О «грасской» поре в жизни Бунина Б. К. Зайцев вспоминал: «Я его знал с 1902 года. Целая жизнь, и его, и моя.
Всегда он мне «нравился». С самых юных лет, когда я был начинающим писателем, а он уже известным, он мне именно нравился «бессмысленно» и бездумно: как нравится лицо, закат, запах леса. Кончая жизнь и о нем думая, нахожу, что относился к нему собственно как к явлению природы – стихии. В его облике, фигуре, движениях, манере говорить, неповторимой одаренности, всегда было для меня некое обаяние, внеразумное.
Первые встречи связаны с Москвой – молодой богемой левого литературного направления (сам он к ней не принадлежал, но бывал у нас). А с другой стороны, оба мы были членами вовсе противоположной «среды», кружка более взрослых писателей-реалистов.
«На половине странствия нашей жизни» ‹…› лет в тридцать пять был он изящен, тонок, горд, самоуверен. В большую публику не проходил. Горький, Андреев шумели, он – нет. Но прочная литературная оценка его росла. В 1910 году выбрали его и в Академию, по разряду «изящной словесности».
Война, годы предреволюционные и сама революция сильно нас разбросали. Только тут, в эмиграции, жизнь снова сблизила. Встречались постоянно и в Париже, но особенно остался в душе Грасс, милая вилла «Бельведер», скромная, с поразительным видом на Канн, море, горы Эстерель направо. Юг, солнце, свет, необъятная ширь, запах лаванды, тмина – порождение Прованса – и вообще дух поэзии, окружавший жизнь Ивана, Веры, молодых писателей-друзей, с ними живших (Л. Зуров, Галина Кузнецова).
По утрам трое мы строчили каждый свое в верхнем этаже, моя Вера с Верой Буниной (подруги с юношеских лет, еще в Москве) вели женские свои разговоры, а внизу в большом светлом кабинете Иван писал какую-нибудь «Жизнь Арсеньева» или «Цикады».

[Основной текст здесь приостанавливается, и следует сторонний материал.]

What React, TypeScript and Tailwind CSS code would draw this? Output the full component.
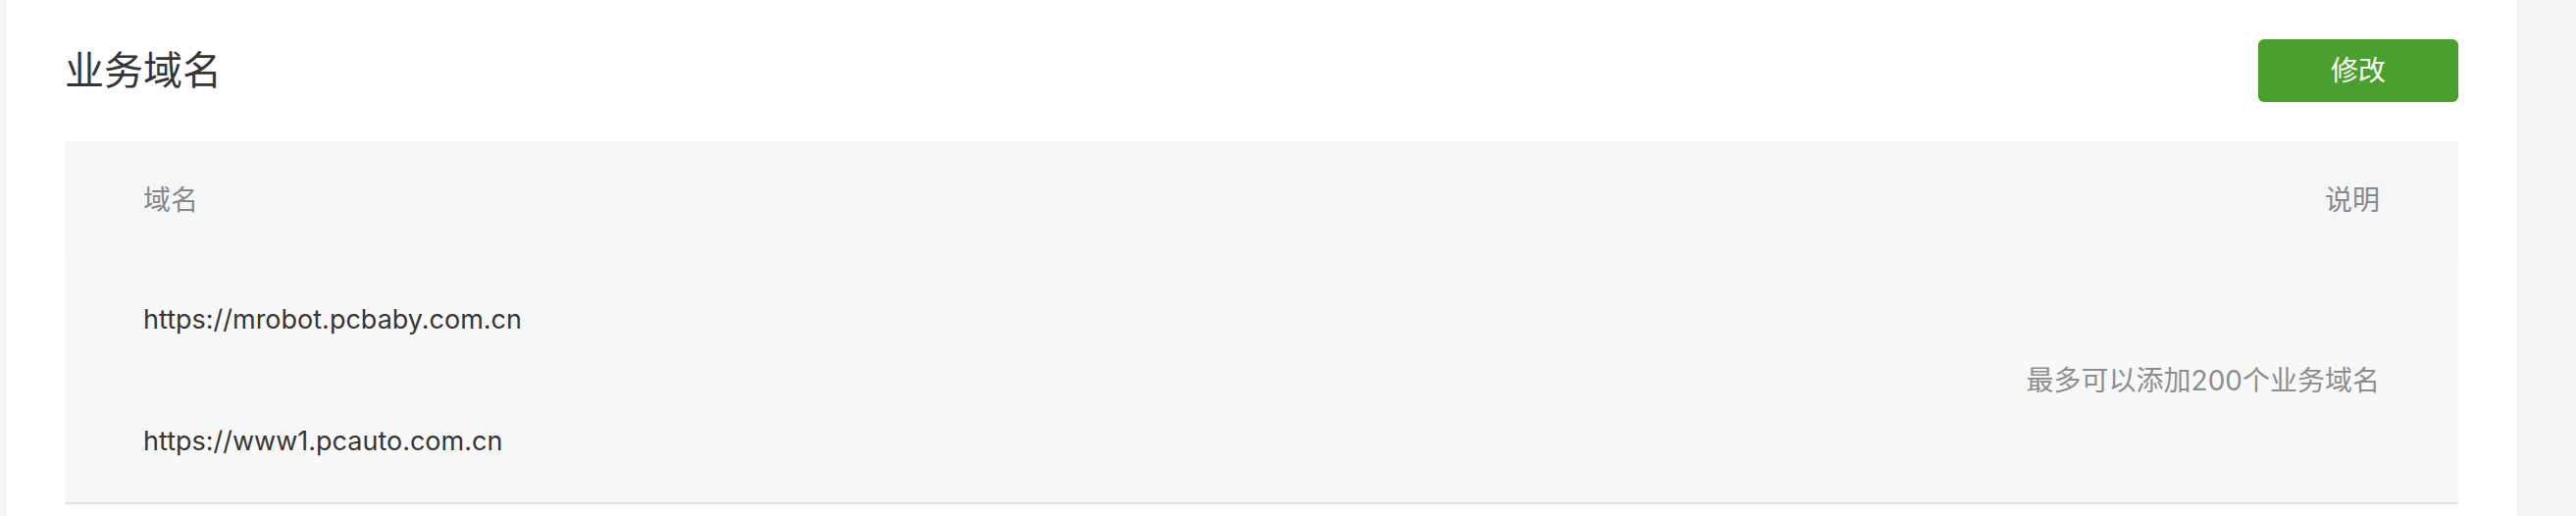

Весь в белом, тонкий, изящный, теперь уже много старше, чем в Москве во время «среды», но легкий и быстрый, как прежде, опять нравился как-то художнически – ну, вот, особое существо, даровитейшее в каждом слове, движении – путь характер нелегкий (не всем легкими быть, выдающимися же особенно), но какой-то человек-стихия. Все в нем земное, в некоем смысле языческое. Мережковский сказал о Толстом: «Тайновидец плоти» – верно. Бунин Толстого обожал. Ему правилась даже форма лба его. «Ты подумай, ведь как у зверя дуги надбровные…» В юности, как это ни странно, Иван был даже одно время «толстовцем» (о чем сам написал). С годами это ушло, преклонение же перед Толстым, толстовской зоркостью, изобразительностью осталось.